Perhaps in response to the uptick in in-flight freaks or maybe just because, airlines like British Airways and Singapore Airlines introduce first-class two-person “suites” with massive beds. Ads for the suites showed rose petals on the bed and promised free champagne, which sounds like an invitation to get down and dirty to us, but Singapore Airlines thought differently. Almost immediately the airline released a statement calling the mile high club a “particularly worrying trend” as it quickly came to light that their suites weren’t soundproof.
Worrying or not, it didn’t slow down any. In 2007, a Qantas Airlines flight attendant was fired for allegedly having sex with Ralph Fiennes (yes, the actor) on a commercial flight. Fiennes reprised his role as Lord Voldemort that year. She wasn’t the only one who allegedly got down in the air. A 2011 Skyscanner survey claimed that 20% of people have had some kind of sexual encounter on a plane. Similar surveys, however, have suggested only 3% of people have. Can’t imagine why someone would lie about that.
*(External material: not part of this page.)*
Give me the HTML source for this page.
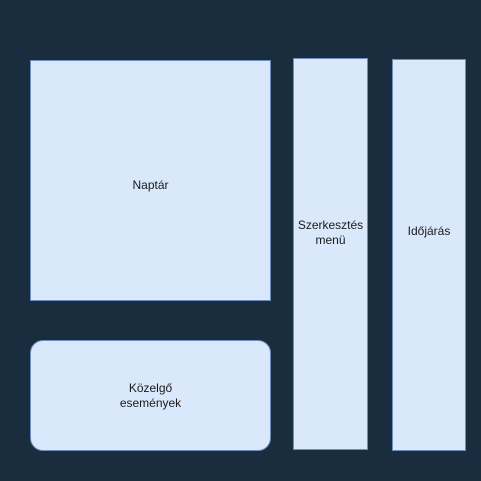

In 2013, Flamingo Air launched. It sounds innocuous, but it was actually an airline basically geared toward getting folks their mile high membership. For $425, customers could get a one-hour private flight complete with a mattress, chocolates, champagne and a curtain between them and the pilot. What happens in the skies stays in the skies, right? A similar service launched in Las Vegas in 2014 called Love Cloud. It cost $800, but the plane was bigger and they threw in free lube. What a steal.
Despite the opportunity to join the mile high club on discrete, private flights, people continue to try to get it on in coach. In 2019, Motley Crue drummer Tommy Lee and his girlfriend were caught on camera entering and exiting the plane bathroom together. Tabloids covered it widely, but the two aren’t punished, which we’re noting for no reason at all.
The mile high club started as some horny aristocrats’ dream and became a reality. Aviation has come a long way since then and so has the club.